It is the Lord who goes before you. He will be with you; he will not leave you or forsake you. Do not fear or be dismayed.”
I have to honestly ask myself, come on Judy, what were your expectations for this cross-country trip? Did you expect to have another endearing summer, like last year? I can’t help but recall an encounter I’ll always cherish on the day when I met God in the middle of the desert and felt His presence so deep within my spirit. When I consider that day, my heart still fills with tearful gratitude of praise and delight.
Yet, this autumn of discontent began at the beginning of my trip, the moment I unexpectedly encountered the mother I lived with as a rebellious 17-year-old teenager. I have to admit that on the first day I knew it was going to be one of the longest nine days I would experience, especially when her words rang with the proverbial tones of annoyance and hatefulness I always despised. Mom was in a state of deep depression and it wasn’t hard to recognize that she was utterly disconnected with life. I probed for answers to another one of my unending list of questions; questions that go off in my mind like fireworks on the 4th of July. We all knew that it was nothing short of a miracle that Mom was still alive and for some reason I wanted to know more about why she was in such a miserable state. So I asked. I was completely taken aback by her response of “I just merely exist”, followed by, “I don’t care about anything”.

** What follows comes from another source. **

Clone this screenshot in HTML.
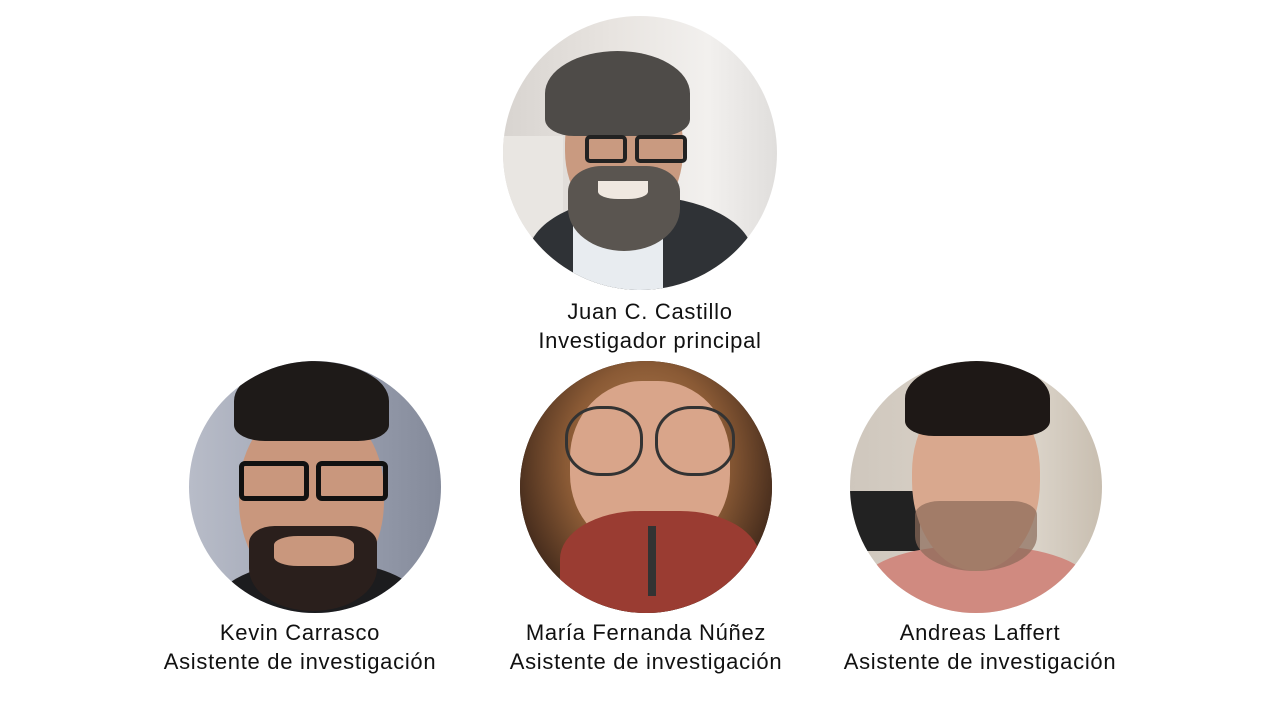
<!DOCTYPE html>
<html><head><meta charset="utf-8"><style>
html,body{margin:0;padding:0;background:#fff;width:1280px;height:720px;overflow:hidden}
.c{position:absolute;border-radius:50%;overflow:hidden}
.t{position:absolute;font-family:"Liberation Sans",sans-serif;font-size:22px;letter-spacing:0.7px;color:#111;text-align:center;line-height:29px;white-space:nowrap}
.l{position:absolute}
</style></head><body>

<!-- Juan -->
<div class="c" style="left:503px;top:16px;width:274px;height:274px;background:linear-gradient(90deg,#d8d4d0 0%,#e8e4e0 40%,#f2f0ee 75%,#e0dedc 100%)">
  <div class="l" style="left:0;top:120px;width:60px;height:100px;background:#e9e6e2"></div>
  <div class="l" style="left:25px;top:180px;width:225px;height:120px;border-radius:50% 50% 0 0;background:#2f3236"></div>
  <div class="l" style="left:70px;top:185px;width:90px;height:100px;background:#e8ecf0"></div>
  <div class="l" style="left:62px;top:60px;width:118px;height:150px;border-radius:45% 45% 50% 50%;background:#c99a80"></div>
  <div class="l" style="left:65px;top:150px;width:112px;height:85px;border-radius:30% 30% 50% 50%;background:#5a5550"></div>
  <div class="l" style="left:95px;top:165px;width:50px;height:18px;border-radius:0 0 40% 40%;background:#f0e8e0"></div>
  <div class="l" style="left:42px;top:35px;width:145px;height:85px;border-radius:50% 50% 20% 20%;background:#4e4b48"></div>
  <div class="l" style="left:82px;top:119px;width:42px;height:28px;border:4px solid #222;border-radius:5px;box-sizing:border-box"></div>
  <div class="l" style="left:132px;top:119px;width:52px;height:28px;border:4px solid #222;border-radius:5px;box-sizing:border-box"></div>
</div>
<div class="t" style="left:500px;top:297px;width:300px">Juan C. Castillo</div>
<div class="t" style="left:500px;top:326px;width:300px">Investigador principal</div>

<!-- Kevin -->
<div class="c" style="left:189px;top:361px;width:252px;height:252px;background:linear-gradient(90deg,#b8bcc8,#9aa0b0 60%,#848a9a)">
  <div class="l" style="left:30px;top:200px;width:200px;height:80px;border-radius:50% 50% 0 0;background:#1c1c1e"></div>
  <div class="l" style="left:50px;top:45px;width:145px;height:190px;border-radius:45% 45% 50% 50%;background:#c9977d"></div>
  <div class="l" style="left:60px;top:165px;width:128px;height:85px;border-radius:20% 20% 50% 50%;background:#2a1f1c"></div>
  <div class="l" style="left:85px;top:175px;width:80px;height:30px;border-radius:30%;background:#c9977d"></div>
  <div class="l" style="left:45px;top:0;width:155px;height:80px;border-radius:50% 50% 20% 20%;background:#1e1a18"></div>
  <div class="l" style="left:50px;top:100px;width:70px;height:40px;border:5px solid #111;border-radius:6px;box-sizing:border-box"></div>
  <div class="l" style="left:127px;top:100px;width:72px;height:40px;border:5px solid #111;border-radius:6px;box-sizing:border-box"></div>
</div>
<div class="t" style="left:150px;top:618px;width:300px">Kevin Carrasco</div>
<div class="t" style="left:150px;top:647px;width:300px">Asistente de investigación</div>

<!-- María -->
<div class="c" style="left:520px;top:361px;width:252px;height:252px;background:#3a2a1e">
  <div class="l" style="left:0;top:0;width:252px;height:252px;background:radial-gradient(ellipse at 50% 40%,#c08a5a 0%,#8a5a35 45%,#3a2418 80%)"></div>
  <div class="l" style="left:50px;top:20px;width:160px;height:170px;border-radius:45%;background:#d9a58a"></div>
  <div class="l" style="left:40px;top:150px;width:200px;height:120px;border-radius:40% 40% 0 0;background:#9a3c32"></div>
  <div class="l" style="left:128px;top:165px;width:8px;height:70px;background:#333"></div>
  <div class="l" style="left:45px;top:45px;width:78px;height:70px;border:3px solid #333;border-radius:45%;box-sizing:border-box"></div>
  <div class="l" style="left:135px;top:45px;width:80px;height:70px;border:3px solid #333;border-radius:45%;box-sizing:border-box"></div>
</div>
<div class="t" style="left:496px;top:618px;width:300px">María Fernanda Núñez</div>
<div class="t" style="left:496px;top:647px;width:300px">Asistente de investigación</div>

<!-- Andreas -->
<div class="c" style="left:850px;top:361px;width:252px;height:252px;background:linear-gradient(90deg,#cfc7bd,#ddd6cc 70%,#c8beb0)">
  <div class="l" style="left:0;top:130px;width:70px;height:60px;background:#222"></div>
  <div class="l" style="left:10px;top:185px;width:232px;height:90px;border-radius:45% 45% 0 0;background:#d08a80"></div>
  <div class="l" style="left:62px;top:30px;width:128px;height:180px;border-radius:45% 45% 50% 50%;background:#d9a88e"></div>
  <div class="l" style="left:65px;top:140px;width:122px;height:70px;border-radius:20% 20% 50% 50%;background:#8a6a58;opacity:.7"></div>
  <div class="l" style="left:55px;top:0;width:145px;height:75px;border-radius:50% 50% 20% 20%;background:#1e1816"></div>
</div>
<div class="t" style="left:830px;top:618px;width:300px">Andreas Laffert</div>
<div class="t" style="left:830px;top:647px;width:300px">Asistente de investigación</div>

</body></html>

From where I was in my pursuit of wanting this trip to rock and change my world, her statements hit me like a ton of bricks! I found myself reliving my teen years, back in my secret seventeen-year-old mindset. I wanted to scream at her, “Really, Mom? Did you not care about the onslaught of continued sexual abuse I endured as a teenager either?” I wanted to screech, “And, you stood by and let it happen because you were too weak to defend me from my own father!”
I wanted to grab onto her, hard, and shake some sense into her feeble mind.
And, I prayed, “God, please, never let me get to the point that I don’t care about anything.”
However, despite that prayer, for the next several weeks, overwhelming feelings of insignificance swept over my soul like a waterfall gushing over a cliff. I begged to just fall over the cliff and drown as her old familiar words repeated in my mind, “You’re nobody!” only to be followed with, “You’ll never amount to anything!” They were words of devastation, not fit for a wounded teenager to hear.
Then, I allowed the enemy to use my unending questions to beat me into a state of deep depression too and I found myself struggling with some of the questions we all strain against, “Why am I here, God? You’ve brought me so far in my faith journey, yet I’m toiling under this cloud of depression, feeling as if I’m just trudging along life’s ups and downs, feeling alone, and afraid that I’ll never escape this torrent of discontentment.” I want more from this life: more money, more beauty, more of this, more of that; All the while feeling so annoyed at God for not giving me more, when He’s given me so much!
But wait! God’s word says that His grace is sufficient for me! My heart leaped to life as I became keenly aware that these feelings of insignificance and discontent are wiles of the enemy, used to keep me from being used by God to defend the abused and using my God-given talent and abilities to teach others that if God can change my life He can change any life.
God is so good and I can’t help but praise him for the divine appointment I encountered last weekend at the Women of Faith event in Portland, Oregon. I take comfort in knowing that He has brought me to a place such as this.
This morning, I’m reminded of His love for me as I read the two books I picked up at the conference, Seeing Yourself Through God’s Eyes, by June Hunt, and The Storm Inside, by Sheila Walsh. I rejoice in knowing that I’m secure, I’m His child, and no circumstance, or no person, has the power to diminish the fact that God knows the plans he has for me.
Romans 8:16, paraphrased in my own word says that the Spirit himself testifies with my spirit in that I am God’s child.
And, Ephesians 2:19 reminds me that I am not a foreigner, or a disbeliever, but I’m a fellow citizen with God’s people and I’m a member of God’s family.
Through God’s eyes I can see that I am His, I’m loved and accepted, just as I am.
How about you? Do you know that you’re secure because you’re a child of God?